彼は、昨秋に、ワークショップのようにしてアリオスのメンバーと対話をした。約2時間ほど。みんなが勝手なことを言ったらしいが(私は居なかった、残念)、それを聴いて、一つの思い言葉よりもいろいろな見方の方が良いのではないかと思ったそうです。それで4つの詩による「組詩」をつくった、といっていました。
僕は、それがそれぞれの人の中で勝手に発酵して、その人にとって意味のある言葉になることを本当に望んでいて、詩を聴きながら、そんなあり方を思いつつ、ちょっと涙してしまいました。
しかし、さすがは詩人です。多分私には100年かけても出てこないであろう言葉の力があります。来場していた人もそのことを感じてくれたならば最高です。

あと2日

2008年04月06日 | いわき
4月になった途端に風邪をひき(久しぶり)、ずっと調子が悪い。具合が悪そうにしていると、本当にみんなが心配してくれる。多分、忙しすぎて死ぬのではないかと思われているのだろう。確かに、体力で風邪をはねのけるには少し草臥れているかも知れないが・・。

いわきも桜が咲き始めた。今年は昨年よりも少し早い。全体に春の明るさがこぼれてきた気がする。北東北のほどではないが、東京に比べると春が明るさとともにやってくる感じが明瞭なのは明らかである。駅周辺の商店街にも祝いわきアリオスオープンの幟が飾られて、何かを始めるには良い時期である。日本の一年が4月から始まる理由の一端であるかも知れぬ。

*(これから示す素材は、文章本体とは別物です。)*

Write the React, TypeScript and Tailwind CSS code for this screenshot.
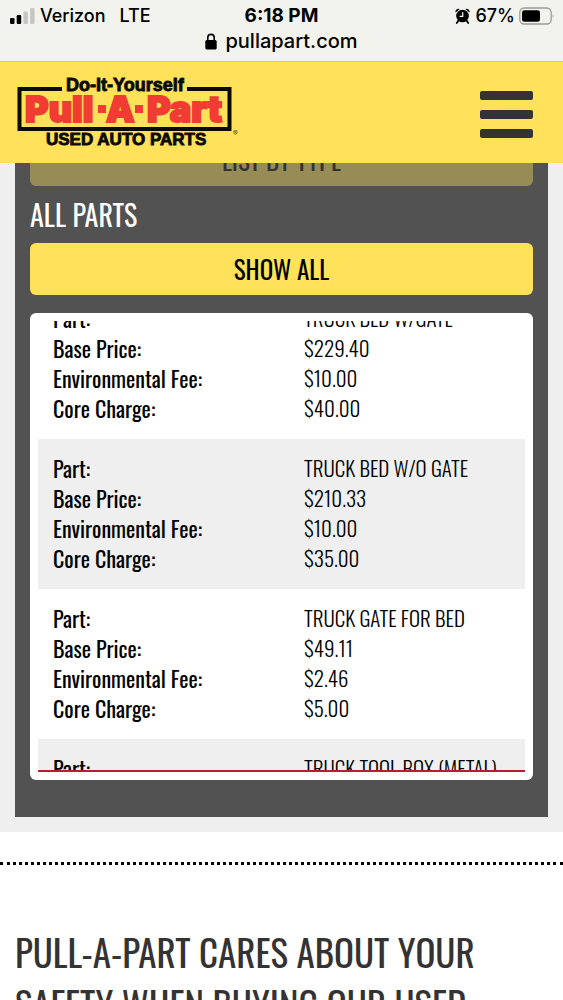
import { useEffect, useRef } from "react";

const parts = [
  { name: "TRUCK BED W/GATE", price: "$229.40", fee: "$10.00", core: "$40.00" },
  { name: "TRUCK BED W/O GATE", price: "$210.33", fee: "$10.00", core: "$35.00" },
  { name: "TRUCK GATE FOR BED", price: "$49.11", fee: "$2.46", core: "$5.00" },
  { name: "TRUCK TOOL BOX (METAL)", price: "$65.00", fee: "$3.25", core: "$10.00" },
];

function StatusBar() {
  return (
    <div className="shrink-0 bg-[#f2f3ec] border-b border-[#cdc790] pt-1 pb-2 font-['Inter',sans-serif] text-black">
      <div className="grid grid-cols-3 items-center h-6 text-lg leading-6 font-medium">
        <div className="flex items-center pl-2.5">
          <svg width="26" height="16" viewBox="0 0 26 16" aria-hidden="true">
            <rect x="0" y="10" width="4.5" height="6" rx="1.2" />
            <rect x="6.7" y="7" width="4.5" height="9" rx="1.2" />
            <rect x="13.4" y="3.5" width="4.5" height="12.5" rx="1.2" fill="#c6c7c1" />
            <rect x="20.1" y="0" width="4.5" height="16" rx="1.2" fill="#c6c7c1" />
          </svg>
          <span className="ml-1">Verizon</span>
          <span className="ml-3.5">LTE</span>
        </div>
        <div className="text-center text-[19px] font-bold whitespace-nowrap">6:18 PM</div>
        <div className="flex items-center justify-end pr-2">
          <svg width="15" height="16" viewBox="0 0 15 16" aria-hidden="true">
            <circle cx="7.5" cy="8" r="6.3" />
            <path d="M0.6 4.6 A3 3 0 0 1 4.8 1 Z M14.4 4.6 A3 3 0 0 0 10.2 1 Z" />
            <path d="M3.4 12.5 L1.8 15 M11.6 12.5 L13.2 15" stroke="#000" strokeWidth="1.8" strokeLinecap="round" />
            <path d="M7.7 4.2 V8.4 H4.6" fill="none" stroke="#f2f3ec" strokeWidth="1.3" />
          </svg>
          <span className="ml-1.5">67%</span>
          <svg className="ml-1" width="36" height="18" viewBox="0 0 36 18" aria-hidden="true">
            <rect x="0.8" y="1" width="31.4" height="16" rx="4.5" fill="none" stroke="#9b9c96" strokeWidth="1.3" />
            <rect x="3" y="3.2" width="18" height="11.6" rx="2.4" />
            <path d="M33.8 6.4 Q35.6 9 33.8 11.6 Z" fill="#9b9c96" />
          </svg>
        </div>
      </div>
      <div className="flex items-center justify-center h-6 mt-px">
        <svg width="12" height="17" viewBox="0 0 12 17" aria-hidden="true">
          <rect x="0.3" y="7" width="11.4" height="9.5" rx="1.6" />
          <path d="M2.8 8 V4.6 A3.2 3.2 0 0 1 9.2 4.6 V8" fill="none" stroke="#000" strokeWidth="1.6" />
        </svg>
        <span className="ml-2 text-xl leading-6 font-medium">pullapart.com</span>
      </div>
    </div>
  );
}

function Logo() {
  return (
    <svg width="224" height="71" viewBox="0 0 224 71" role="img" aria-label="Do-It-Yourself Pull-A-Part Used Auto Parts">
      <path d="M46 12 H3.5 V52 H213.5 V12 H171" fill="none" stroke="#0b0b05" strokeWidth="4" />
      <g fontFamily="'Liberation Sans', sans-serif" fontWeight="700" fill="#0b0b05" stroke="#0b0b05" strokeWidth="0.9">
        <text x="50" y="14" fontSize="18">Do-It-Yourself</text>
        <text x="30" y="68" fontSize="17">USED AUTO PARTS</text>
      </g>
      <g fontFamily="Inter, sans-serif" fontWeight="900" fontSize="36" fill="#f13c33" stroke="#f13c33" strokeWidth="2">
        <text x="9" y="45">Pull</text>
        <text x="90" y="45">A</text>
        <text x="131" y="45">Part</text>
      </g>
      <rect x="82" y="28" width="8" height="8" fill="#f13c33" />
      <rect x="119" y="28" width="8" height="8" fill="#f13c33" />
      <text x="217" y="59" fontSize="7" fontFamily="Inter, sans-serif" fill="#4a4520">®</text>
    </svg>
  );
}

function Header() {
  return (
    <header className="relative z-10 shrink-0 flex items-center justify-between bg-[#ffe25a] pl-4 pr-[30px] py-[15px]">
      <a href="#home"><Logo /></a>
      <button type="button" aria-label="Menu" className="flex flex-col gap-2.5 pt-1">
        <span className="block w-[53px] h-[9px] rounded-xs bg-[#333]"></span>
        <span className="block w-[53px] h-[9px] rounded-xs bg-[#333]"></span>
        <span className="block w-[53px] h-[9px] rounded-xs bg-[#333]"></span>
      </button>
    </header>
  );
}

function PartList() {
  const listRef = useRef<HTMLDivElement>(null);

  useEffect(() => {
    if (listRef.current) listRef.current.scrollTop = 32;
  }, []);

  return (
    <div className="mt-[18px] rounded-md bg-white p-2">
      <div ref={listRef} className="h-[451px] overflow-y-auto border-b-2 border-[#b0202e] [scrollbar-width:none]">
        {parts.map((p) => (
          <dl key={p.name} className="grid grid-cols-[251px_1fr] px-[15px] pt-3.5 pb-4 text-[22px] leading-[30px] text-black even:bg-[#efefef]">
            <dt>Part:</dt>
            <dd className="text-[21px] font-light whitespace-nowrap">{p.name}</dd>
            <dt>Base Price:</dt>
            <dd className="text-[21px] font-light">{p.price}</dd>
            <dt>Environmental Fee:</dt>
            <dd className="text-[21px] font-light">{p.fee}</dd>
            <dt>Core Charge:</dt>
            <dd className="text-[21px] font-light">{p.core}</dd>
          </dl>
        ))}
      </div>
    </div>
  );
}

export default function App() {
  return (
    <div className="flex flex-col h-screen overflow-hidden bg-white font-['Oswald','Open_Sans_Condensed',sans-serif]">
      <StatusBar />
      <Header />
      <main className="flex-1 min-h-0 overflow-hidden">
        <section className="bg-[#efefef] px-[15px] pb-[15px]">
          <div className="bg-[#525252] px-[15px] pb-[37px]">
            <button type="button" disabled className="-mt-[29px] block w-full h-[52px] rounded-md bg-[#978c56] text-[25px] leading-[52px] text-[#333]">LIST BY TYPE</button>
            <h3 className="pt-2 pb-2 text-[28px] leading-[41px] text-white">ALL PARTS</h3>
            <button type="button" className="block w-full h-[52px] rounded-md bg-[#ffe25a] text-[25px] leading-[52px] text-black">SHOW ALL</button>
            <PartList />
          </div>
        </section>
        <hr className="mt-[30px] border-0 border-t-3 border-dotted border-black" />
        <h2 className="mt-[61px] px-[15px] text-[37px] leading-[52px] text-[#333]">PULL-A-PART CARES ABOUT YOUR SAFETY WHEN BUYING OUR USED AUTO PARTS</h2>
      </main>
    </div>
  );
}
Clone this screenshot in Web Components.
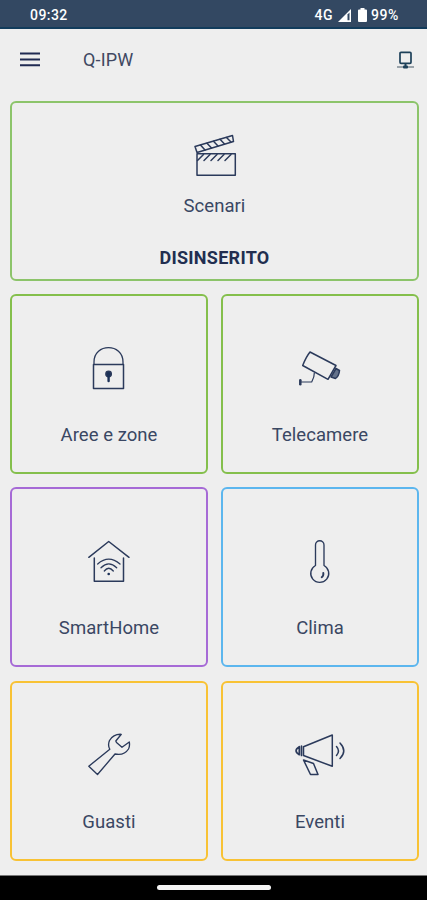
<!DOCTYPE html>
<html lang="it">
<head>
<meta charset="utf-8">
<title>Q-IPW</title>
<style>
html,body{margin:0;height:100%;background:#eee}
body{font-family:Roboto,"Liberation Sans",sans-serif;color:#253350}
</style>
</head>
<body>
<panel-app></panel-app>
<script>
const define = (name, html) => {
  const t = document.createElement('template');
  t.innerHTML = html;
  customElements.define(name, class extends HTMLElement {
    constructor() {
      super();
      this.attachShadow({mode: 'open'}).append(t.content.cloneNode(true));
    }
  });
};

define('status-bar', `
<style>
:host{display:flex;align-items:center;box-sizing:border-box;height:29px;padding:3px 28px 0 30px;background:#334862;border-bottom:2px solid #123c5c;color:#fff;font:500 14px/20px Roboto,sans-serif;letter-spacing:.45px}
.sp{flex:1}
svg{display:block}
.sig{margin:0 7px 0 5px}.bat{margin:0 4px 0 0}
.pct{letter-spacing:.6px}
</style>
<span>09:32</span><span class="sp"></span><span>4G</span>
<svg class="sig" width="13" height="13" viewBox="0 0 13 13"><path d="M0 13L13 0V13Z" fill="#fff"/><path d="M9.500 5.500L11.500 3.600V11.300H9.500Z" fill="#334862"/></svg>
<svg class="bat" width="9" height="14" viewBox="0 0 9 14"><path d="M2.500 0h4v1.500H8a1 1 0 0 1 1 1V13a1 1 0 0 1-1 1H1a1 1 0 0 1-1-1V2.500a1 1 0 0 1 1-1h1.500z" fill="#fff"/></svg>
<span class="pct">99%</span>`);

define('app-header', `
<style>
:host{display:flex;align-items:center;height:62px;padding:0 13px 0 20px}
h1{margin:0 auto 0 43px;font:400 18px/24px Roboto,sans-serif;letter-spacing:.15px;color:#404862}
svg{display:block;fill:none}
</style>
<svg width="20" height="16" viewBox="0 0 20 16"><path d="M0 1.500H20M0 7.500H20M0 13.300H20" stroke="#1f2a52" stroke-width="1.900"/></svg>
<h1><slot></slot></h1>
<svg width="18" height="20" viewBox="0 0 18 20"><path d="M1 17H18" stroke="#8c969f" stroke-width="1.700"/><rect x="4" y="2.300" width="11" height="11" rx="1" stroke="#1d4059" stroke-width="1.700"/><path d="M9.500 14v3" stroke="#1d4059" stroke-width="2"/><rect x="7" y="15.600" width="5" height="3" rx="1" fill="#1d4059"/></svg>`);

define('panel-tile', `
<style>
:host{display:flex;flex-direction:column;align-items:center;box-sizing:border-box;border:2px solid var(--edge);border-radius:6px;padding-top:43px;background:#eee}
:host([wide]){grid-column:1/-1;padding-top:22px}
::slotted(svg){display:block;flex:none;width:60px;height:60px;fill:none;stroke:#2b3a5b;stroke-width:1.500;stroke-linejoin:round;stroke-linecap:round}
.name{flex:none;margin-top:24px;font:400 18.500px/24px Roboto,sans-serif;letter-spacing:.05px;color:#3a4763}
:host([wide]) .name{margin-top:9px}
.state{display:none;flex:none;margin-top:28px;font:700 18px/24px Roboto,sans-serif;letter-spacing:.27px;color:#222e50}
:host([wide]) .state{display:block}
</style>
<slot name="icon"></slot><div class="name"><slot></slot></div><div class="state"><slot name="state"></slot></div>`);

define('nav-bar', `
<style>
:host{display:flex;justify-content:center;box-sizing:border-box;height:25px;padding-top:9px;background:#000;border-top:1px solid #777}
i{width:114px;height:5px;border-radius:3px;background:#f5f5f5}
</style><i></i>`);

define('panel-app', `
<style>
:host{display:flex;flex-direction:column;height:900px;overflow:hidden}
main{flex:1;display:grid;grid-template-columns:1fr 1fr;grid-auto-rows:180px;gap:13.200px 13px;padding:10px 8px 0 10px}
</style>
<status-bar></status-bar>
<app-header>Q-IPW</app-header>
<main>
<panel-tile wide style="--edge:#8cc46a">
<svg slot="icon" viewBox="0 0 60 60"><path d="M12 28.700H50.300V50.300H12Z"/><path d="M10 21.500L47.500 10.500L48.500 16.500L12 27.500Z"/><path d="M15.500 20L20 25M22 18.200L26.500 23M28.500 16.200L33 21M35 14.300L39.500 19M41.500 12.500L46 17M12.500 35.500L18.500 29.500M19 35.500L25 29.500M26 35.500L32 29.500M33 35.500L39 29.500M40 35.500L46 29.500"/></svg>
Scenari<span slot="state">DISINSERITO</span></panel-tile>
<panel-tile style="--edge:#84bf4c">
<svg slot="icon" viewBox="0 0 60 60"><path d="M14.500 25.500H44.500V49.500H14.500Z"/><path d="M15 25V23C15 3.800 44 3.800 44 23V25" stroke-width="1.300"/><circle cx="29.600" cy="35" r="2.700" fill="#1c3158"/><path d="M29.600 36V42" stroke="#1c3158" stroke-width="2.400"/></svg>
Aree e zone</panel-tile>
<panel-tile style="--edge:#84bf4c">
<svg slot="icon" viewBox="0 0 60 60"><path d="M20 13L46 26.500L38 40.300L12.700 26.500Q16 18 20 13Z"/><path d="M46 29.500L49.500 31.500Q49 37 45.500 39.500L41 38Z" fill="#64728b"/><path d="M24.300 34Q24.500 38 21.700 43H11" stroke-width="1.200"/><path d="M10.300 41.300V45.300" stroke-width="2.500"/></svg>
Telecamere</panel-tile>
<panel-tile style="--edge:#a66ad6">
<svg slot="icon" viewBox="0 0 60 60"><path d="M9.800 25.300L29.700 9.500L50 25.300M15.300 26V49.300H44.500V26"/><g stroke-width="1.300"><path d="M18.700 32Q29.700 22.300 41 32M22 35.700Q29.700 28 37.700 35.700M25.300 39Q29.700 33.500 34.300 39"/></g><circle cx="29.700" cy="42" r="1.300" fill="#1c3158" stroke="none"/></svg>
SmartHome</panel-tile>
<panel-tile style="--edge:#5cb6ee">
<svg slot="icon" viewBox="0 0 60 60"><path d="M25.500 33.500V13A4.200 4.200 0 0 1 34 13V33.500A9 9 0 1 1 25.500 33.500Z" stroke-width="1.350"/><path d="M33.300 41Q33.800 43.800 31.700 45.300" stroke-width="1.900"/></svg>
Clima</panel-tile>
<panel-tile style="--edge:#f8c234">
<svg slot="icon" viewBox="0 0 60 60"><path d="M42.300 8.300L36.800 15L37.500 16.500L43 21.300L50.300 16Q51 20 49.500 23Q45 30 36 28L18.500 48.500L9.800 40.200L30.800 23.300Q28.500 19 30.500 14.500Q34.500 7.800 42.300 8.300Z" stroke-width="1.350"/></svg>
Guasti</panel-tile>
<panel-tile style="--edge:#f8c234">
<svg slot="icon" viewBox="0 0 60 60"><path d="M13.500 20.700L42.300 9V40.300L13.500 29.500Z"/><path d="M9.300 20.700Q2.800 24.700 9.300 28.700ZM11.500 20V29.500" stroke-width="1.700"/><path d="M13.500 34L20.500 48.500H28L23.500 37.500Z"/><path d="M46.500 20.500Q50.500 25 46.500 29.500M50 17Q57.500 25 50 32.500"/></svg>
Eventi</panel-tile>
</main>
<nav-bar></nav-bar>`);
</script>
</body>
</html>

いわきアリオスのオープンまであと2日になった。今日は日曜なのだが、その準備と平行してこの3日間は月末に行う文化協会のフェスティヴァルの各団体とのうち合わせもあり、8日の式典のあとには能の公演もあるので、舞台スタッフの忙しさは頂点である。
コバケンの第九公演もあと2週間。今日もこれからその練習である。だんだんと気合いが入ってきているが、来週マエストロが来て、仕上げの様子を見てもらうまで、いろいろと心配な事もある。何しろ相手はNHK交響楽団だし、マエストロは、気合いを入れるために厳しいことを言うのだろうなあ、きっと。


トロンボーン奏者の涙

2008年04月01日 | 徒然
我田引水風だが、トリトンアーツネットワークの名物企画に育児支援コンサートというのがある。前半は、小さな子どもは年齢別にスタジオに分かれ、サポーターが子供を預かる。時間になると、演奏家が現れて、音楽を聴かせてくれたり楽器に触らせてくれたり・・
おとなはその間にホールでクラシックのコンサートを聴く。30分程度だけれど、子どもから離れてゆっくりと聴ける音楽は、自分のなかに何かを呼び起こしてくれるものだ。
後半は、子どもと一緒にホールで音楽を聴く。ここでは、子どもは本格的な室内楽をまず聴くことになる。そろそろ飽きるかな、というときに部面は変わって、絵本と音楽と語りによる「音楽絵本=クラシック版」となる。今年は「おふろだいすき」というほんわかとした絵本。
絵本の音楽の構成は、今年はピアノの中川賢一氏に頼み、金管5重奏(BUZZ FIVE)との演奏をお願いした。中川君曰く、「金管とピアノというのはなかなか難しかったが、難しい方が闘志が湧く」。そのせいかどうか分からないが、語りの大森智子(本来はソプラノ歌手)とともに、非常に楽しい舞台を創り上げた。
前半のスタジオには金管の4人が友人や弟子を連れて参加して、子どもの相手をした。ホールではトランペットと中川君の共演。

終演後、いつものように高揚して周りがちょっと引いてしまうくらいの中川君の大盛り上がりが炸裂。これはちょっとサポーターには見せにくいよなあ・・などと思いつつ、中川君をタクシーに乗せ、その後トロンボーンのKさんとディレクターとでもう一杯飲んだ。
その話の中でKさんがこんな話をしてくれた。「前に長崎(島原)に行ったとき、ちょうど長崎でトロンボーンをやっている少年が自殺した。自分がそばまで行っていて、子ども達と一緒に演奏したりもしていたそのときに、自殺のニュースがあったのは本当にショックだった。もし自分の演奏を聴くか一緒に何かをやっていればそうならなかったような気がしてとても悔しかった」。
その島原の公演には私も居たはずだけれどあんまり記憶がない。Kさんはもう2年近く前のそのことをおもいだして残念そうに涙を拭いた。それを見て、4年前に始めてバズファイヴを育児支援コンサートで取りあげたときからの彼らの大きな成長を感じて、とても心が動いた。